SACRAMENTO — Gov. Gavin Newsom and Lieutenant Governor Eleni Kounalakis April 10 announced a request for a Federal Fishery Disaster Declaration to support impacted fishing communities. This request and the recommended season closure will protect salmon populations and support the fishing industry.

These actions build on Governor Newsom’s Salmon Strategy for a Hotter, Drier Future to address this decades-long crisis and rehabilitate these populations. The Newsom Administration and Legislature have already spent over $800 million in the past few years to protect and restore salmon populations, and the federal government allocated $20.6 million following last year’s disaster declaration request.

Acting Governor Kounalakis, on behalf of Gov. Newsom, submitted the request to U.S. Secretary of Commerce Gina Raimondo after the Pacific Fishery management council recommended a full closure of California’s commercial and recreational ocean salmon season. If approved, the Federal Fishery Disaster Declaration would provide needed relief to impacted communities for a second consecutive season.

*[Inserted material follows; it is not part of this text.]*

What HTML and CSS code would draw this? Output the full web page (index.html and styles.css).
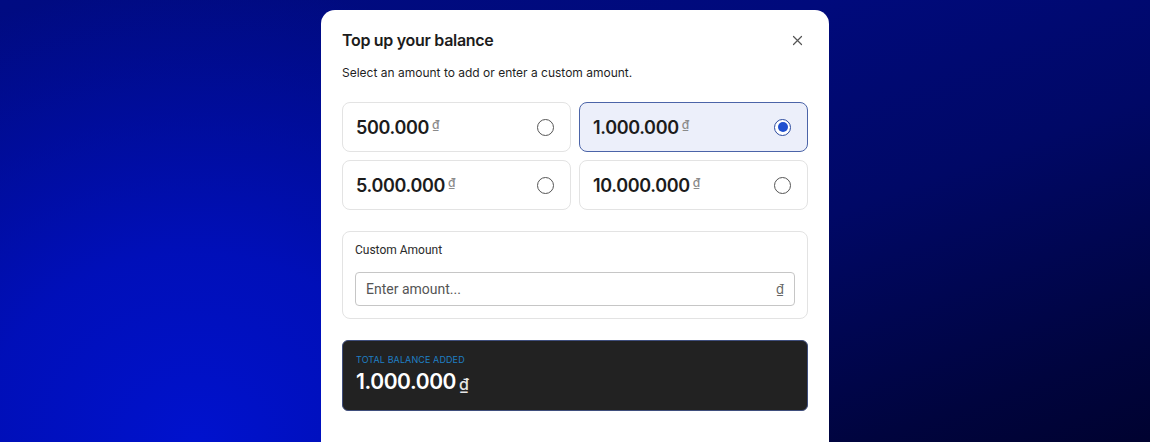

Actions and Investments Underway: 

  • New Strategy: Gov. Newsom launched California’s Salmon Strategy for a Hotter, Drier Future that specifies six priorities and 71 actions to build healthier, thriving salmon populations in California. Last month, CDFW distributed $50 million to support this strategy with a diverse array of habitat restoration projects in the Sacramento-San Joaquin Delta, McCloud River, and wetland and meadow projects statewide.
  • Largest Dam Removal in History: Restoring the Klamath River, which was once a prodigious producer of salmon, by removing four obsolete hydroelectric dams. One dam was taken down last September and the rest are slated for removal, restoring nearly 400 miles of once-blocked river to salmon, steelhead, lamprey and other native fish species.
  • Bringing Fish Back to Historical Habitat: Moving endangered adult winter-run and threatened spring-run Chinook salmon to the upper reaches of Sacramento River tributaries at the height of the 2020-2022 drought, where colder water temperatures better support spawning and help salmon eggs survive. This effort returned adult winter-run to the North Fork of Battle Creek for the first time in more than 110 years.
  • Doing the Science: Boosting the resilience of hatchery-raised salmon with injections of thiamine (Vitamin B) to counter a deficiency that researchers believe has depressed survival of their offspring in recent years. The deficiency has been tied to shifting ocean conditions and salmon feeding primarily on anchovies compared to a more diverse diet of forage fish, krill and other species.
  • Fixing the Landscape: Restoring approximately 3,000 acres of tidal wetland where the Sacramento River drains to San Francisco Bay, creating habitat beneficial to native fish and wildlife, including salmon.
  • Flows for Fish: In the Scott and Shasta rivers in the Klamath Basin and Mill Creek in the Sacramento Valley, beginning efforts to establish minimum instream flows while working with local partners and tribes on locally driven solutions.
  • Expanding Partnerships with Tribes: From signing a co-management agreement with the Winnemem Wintu Tribe to bring salmon back to the McCloud River for the first time since construction of Shasta Dam, to investing in tribally led restoration like the Oregon Gulch, Farmers’ Ditch, and post-McKinney fire projects with the Yurok and Karuk Tribes, to beaver reintroductions.
  • Modernizing and Removing Infrastructure: Reaching agreement with local and federal partners on a framework to reopen miles of Yuba River habitat to multiple native fish species. The agreement sets the stage for the return of imperiled spring-run Chinook salmon to their native habitat in the North Yuba River for the first time in more than 100 years. And, taking the next big step with a coalition of counties, tribes, and fish conservation groups to create California’s longest free-flowing river – the Eel River – through the decommissioning of outdated infrastructure.